Updated

White House officials and aides to Health and Human Services Secretary Kathleen Sebelius on Thursday vowed rapid follow up to President Obama's call for medical malpractice reform as part of his push for passage of a health care reform bill.

Sebelius hopes to announce within a month the location and scope of demonstration projects to curb frivolous lawsuits and, possibly, reduce the use of so-called defensive medicine to avoid them, an administration official told FOX News.

No decisions have been made, but the administration is looking at two approaches: One is to have doctors admit and disclose a medical mistake soon after it occurred and having patients submit a potential malpractice claim to a mediator instead of filing a lawsuit. The other is to have an independent panel of experts review the merit of a patient's claim and validate it through an affidavit before a lawsuit can be filed.

"The president has asked the secretary to move forward on this issue, he highlighted in his speech and the secretary is committed to carrying out the president's wishes," the official told FOX News.

Obama's pledge Wednesday to examine medical malpractice reform was met with skepticism from Republicans, who signaled Thursday that the president will have to take concrete steps toward reining in runaway trial costs before winning their support on health care reform.

Click here for more on the Republican reaction.

Republicans see tort reform as a way to drive down health care costs, and Obama drew applause in his address to a joint session of Congress when he introduced his initiative.

"I don't believe malpractice reform is a silver bullet, but I've talked to enough doctors to know that defensive medicine may be contributing to unnecessary costs," Obama said.

The Health and Human Services Department's Agency for Health Care Research and quality will review the best approaches to dealing with frivolous lawsuits and report soon to Sebelius on recommendations for demonstration projects.

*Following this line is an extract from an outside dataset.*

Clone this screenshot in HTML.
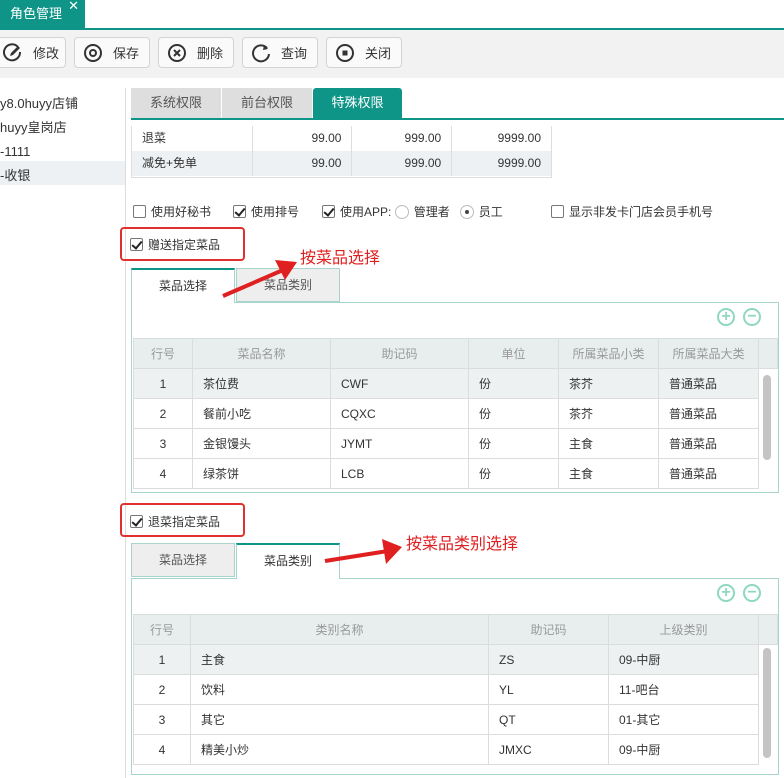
<!DOCTYPE html>
<html><head><meta charset="utf-8"><style>
*{margin:0;padding:0;box-sizing:border-box}
body{width:784px;height:778px;overflow:hidden;background:#fff;font-family:"Liberation Sans","Noto Sans CJK SC",sans-serif;font-size:12px;color:#333;position:relative}
.a{position:absolute}
.btn{position:absolute;top:37px;height:31px;border:1px solid #d4d4d4;border-radius:4px;background:#fafafa;font-size:13px;display:flex;align-items:center;padding-left:8px;gap:10px;color:#333}
.btn svg{width:20px;height:20px}
table{border-collapse:collapse;table-layout:fixed}
td{border:1px solid #dcdcdc;height:30px;padding:0 10px;white-space:nowrap}
th{border:1px solid #d8dede;height:30px;font-weight:normal;color:#999;background:#e8eeee}
.cb{display:inline-block;width:13px;height:13px;border:1px solid #777;border-radius:2px;vertical-align:-2px;margin-right:5px;position:relative;background:#fff}
.cb.on::after{content:"";position:absolute;left:3px;top:0px;width:4px;height:8px;border:solid #222;border-width:0 2px 2px 0;transform:rotate(40deg)}
.rd{display:inline-block;width:14px;height:14px;border:1px solid #bbb;border-radius:50%;vertical-align:-3px;margin-right:5px;position:relative}
.rd.on::after{content:"";position:absolute;left:4px;top:4px;width:4px;height:4px;border-radius:50%;background:#444}
.red{position:absolute;border:2px solid #e03030;border-radius:4px}
.tab{position:absolute;height:34px;text-align:center;line-height:32px;font-size:12px;border:1px solid #a8d4cc}
.panel{position:absolute;left:131px;width:648px;border:1px solid #a8d4cc}
.ic{position:absolute;width:18px;height:18px;border:2px solid #8fd8c0;border-radius:50%;color:#8fd8c0;font-weight:bold;text-align:center;line-height:13px;font-size:16px}
.sb{position:absolute;width:8px;background:#c4c4c4;border-radius:4px}
.hl td{background:#edf1f2}
</style></head><body>
<div class="a" style="left:0;top:0;width:85px;height:29px;background:#0f9488;color:#fff;font-size:13px;line-height:28px;padding-left:10px">角色管理<span style="position:absolute;right:6px;top:-8px;font-size:13px">✕</span></div>
<div class="a" style="left:0;top:28px;width:784px;height:2px;background:#0f9488"></div>
<div class="a" style="left:0;top:30px;width:784px;height:48px;background:#f2f2f2"></div>
<div class="btn" style="left:-6px;width:72px"><svg viewBox="0 0 20 20"><path d="M15 4A8 8 0 1 0 17 9" fill="none" stroke="#333" stroke-width="2"/><path d="M7 13l1-3 7-7 2 2-7 7z" fill="#333"/></svg>修改</div>
<div class="btn" style="left:74px;width:76px"><svg viewBox="0 0 20 20"><circle cx="10" cy="10" r="8" fill="none" stroke="#333" stroke-width="2"/><circle cx="10" cy="10" r="3" fill="none" stroke="#333" stroke-width="2"/></svg>保存</div>
<div class="btn" style="left:158px;width:76px"><svg viewBox="0 0 20 20"><circle cx="10" cy="10" r="8" fill="none" stroke="#333" stroke-width="2"/><path d="M7 7l6 6M13 7l-6 6" stroke="#333" stroke-width="2"/></svg>删除</div>
<div class="btn" style="left:242px;width:76px"><svg viewBox="0 0 20 20"><path d="M16 5A8 8 0 1 0 18 11" fill="none" stroke="#333" stroke-width="2"/><path d="M13 2l4 4-5 1z" fill="#333"/></svg>查询</div>
<div class="btn" style="left:326px;width:76px"><svg viewBox="0 0 20 20"><circle cx="10" cy="10" r="8" fill="none" stroke="#333" stroke-width="2"/><rect x="7.5" y="7.5" width="5" height="5" fill="#333"/></svg>关闭</div>
<div class="a" style="left:125px;top:88px;width:1px;height:690px;background:#ddd"></div>
<div class="a" style="left:0;top:161px;width:125px;height:24px;background:#eef1f4"></div>
<div class="a" style="left:0;top:92px;font-size:13px;line-height:24px">y8.0huyy店铺<br>huyy皇岗店<br>-1111<br>-收银</div>
<div class="a" style="left:131px;top:88px;width:90px;height:30px;background:#dedede;text-align:center;line-height:30px;color:#555;font-size:13px">系统权限</div>
<div class="a" style="left:222px;top:88px;width:90px;height:30px;background:#dedede;text-align:center;line-height:30px;color:#555;font-size:13px">前台权限</div>
<div class="a" style="left:313px;top:88px;width:89px;height:30px;background:#0f9488;border-radius:3px 3px 0 0;text-align:center;line-height:30px;color:#fff;font-size:13px">特殊权限</div>
<div class="a" style="left:131px;top:118px;width:653px;height:2px;background:#0f9488"></div>
<div class="a" style="left:131px;top:126px;width:421px;height:52px;border:1px solid #ddd;border-top:none;font-size:12px">
<div style="height:25px;display:flex;line-height:25px"><div style="width:120px;padding-left:10px">退菜</div><div style="width:100px;text-align:right;padding-right:10px;border-left:1px solid #ddd">99.00</div><div style="width:100px;text-align:right;padding-right:10px;border-left:1px solid #ddd">999.00</div><div style="width:100px;text-align:right;padding-right:10px;border-left:1px solid #ddd">9999.00</div></div>
<div style="height:25px;display:flex;line-height:25px;background:#edf1f4"><div style="width:120px;padding-left:10px">减免+免单</div><div style="width:100px;text-align:right;padding-right:10px;border-left:1px solid #ddd">99.00</div><div style="width:100px;text-align:right;padding-right:10px;border-left:1px solid #ddd">999.00</div><div style="width:100px;text-align:right;padding-right:10px;border-left:1px solid #ddd">9999.00</div></div>
</div>
<div class="a" style="left:133px;top:203px;font-size:12px;white-space:nowrap"><span class="cb"></span>使用好秘书</div>
<div class="a" style="left:233px;top:203px"><span class="cb on"></span>使用排号</div>
<div class="a" style="left:322px;top:203px;white-space:nowrap"><span class="cb on"></span>使用APP: <span class="rd"></span>管理者 &nbsp;&nbsp;<span class="rd on"></span>员工</div>
<div class="a" style="left:551px;top:203px;white-space:nowrap"><span class="cb"></span>显示非发卡门店会员手机号</div>
<div class="red" style="left:120px;top:227px;width:125px;height:34px"></div>
<div class="a" style="left:130px;top:236px"><span class="cb on"></span>赠送指定菜品</div>
<div class="a" style="left:300px;top:244px;color:#e02020;font-size:16px">按菜品选择</div>
<div class="panel" style="top:302px;height:191px"></div>
<div class="tab" style="left:131px;top:268px;width:104px;background:#fff;border-top:2px solid #0f9488;border-bottom:none;height:35px;color:#333">菜品选择</div>
<div class="tab" style="left:236px;top:268px;width:104px;background:#eee;color:#555">菜品类别</div>
<svg class="a" style="left:215px;top:250px" width="90" height="55"><path d="M8 46L68 20" stroke="#e02020" stroke-width="4"/><path d="M60 10L82 12 70 30z" fill="#e02020"/></svg>
<div class="ic" style="left:717px;top:308px">+</div><div class="ic" style="left:743px;top:308px">−</div>
<table class="a" style="left:133px;top:338px;width:644px">
<colgroup><col style="width:59px"><col style="width:138px"><col style="width:138px"><col style="width:90px"><col style="width:100px"><col style="width:100px"><col style="width:19px"></colgroup>
<tr><th>行号</th><th>菜品名称</th><th>助记码</th><th>单位</th><th>所属菜品小类</th><th>所属菜品大类</th><th></th></tr>
<tr class="hl"><td style="text-align:center">1</td><td>茶位费</td><td>CWF</td><td>份</td><td>茶芥</td><td>普通菜品</td><td style="background:#fff;border:none"></td></tr>
<tr><td style="text-align:center">2</td><td>餐前小吃</td><td>CQXC</td><td>份</td><td>茶芥</td><td>普通菜品</td><td style="border:none"></td></tr>
<tr><td style="text-align:center">3</td><td>金银馒头</td><td>JYMT</td><td>份</td><td>主食</td><td>普通菜品</td><td style="border:none"></td></tr>
<tr><td style="text-align:center">4</td><td>绿茶饼</td><td>LCB</td><td>份</td><td>主食</td><td>普通菜品</td><td style="border:none"></td></tr>
</table>
<div class="sb" style="left:763px;top:375px;height:85px"></div>
<div class="red" style="left:120px;top:503px;width:125px;height:34px"></div>
<div class="a" style="left:130px;top:513px"><span class="cb on"></span>退菜指定菜品</div>
<div class="a" style="left:406px;top:530px;color:#e02020;font-size:16px">按菜品类别选择</div>
<div class="panel" style="top:578px;height:197px"></div>
<div class="tab" style="left:131px;top:543px;width:104px;background:#eee;color:#555">菜品选择</div>
<div class="tab" style="left:236px;top:543px;width:104px;background:#fff;border-top:2px solid #0f9488;border-bottom:none;height:36px;color:#333">菜品类别</div>
<svg class="a" style="left:320px;top:530px" width="90" height="40"><path d="M5 31L68 21" stroke="#e02020" stroke-width="4"/><path d="M62 9L82 17 66 34z" fill="#e02020"/></svg>
<div class="ic" style="left:717px;top:584px">+</div><div class="ic" style="left:743px;top:584px">−</div>
<table class="a" style="left:133px;top:614px;width:644px">
<colgroup><col style="width:57px"><col style="width:298px"><col style="width:120px"><col style="width:150px"><col style="width:19px"></colgroup>
<tr><th>行号</th><th>类别名称</th><th>助记码</th><th>上级类别</th><th></th></tr>
<tr class="hl"><td style="text-align:center">1</td><td>主食</td><td>ZS</td><td>09-中厨</td><td style="background:#fff;border:none"></td></tr>
<tr><td style="text-align:center">2</td><td>饮料</td><td>YL</td><td>11-吧台</td><td style="border:none"></td></tr>
<tr><td style="text-align:center">3</td><td>其它</td><td>QT</td><td>01-其它</td><td style="border:none"></td></tr>
<tr><td style="text-align:center">4</td><td>精美小炒</td><td>JMXC</td><td>09-中厨</td><td style="border:none"></td></tr>
</table>
<div class="sb" style="left:763px;top:648px;height:110px"></div>
</body></html>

Officials acknowledged Republican skepticism that Sebelius, who served from 1977 to 1986 as a lobbyist and executive director of the Kansas Trial Lawyers' Association, would move aggressively on tort reform.

"I would only say that the secretary was also the insurance commissioner in Kansas and has seen both sides of this issue," the administration official told FOX News. "And she will deal with as the president has directed. The previous president, who was a tort reform advocate, never sought to do what we are now preparing to do."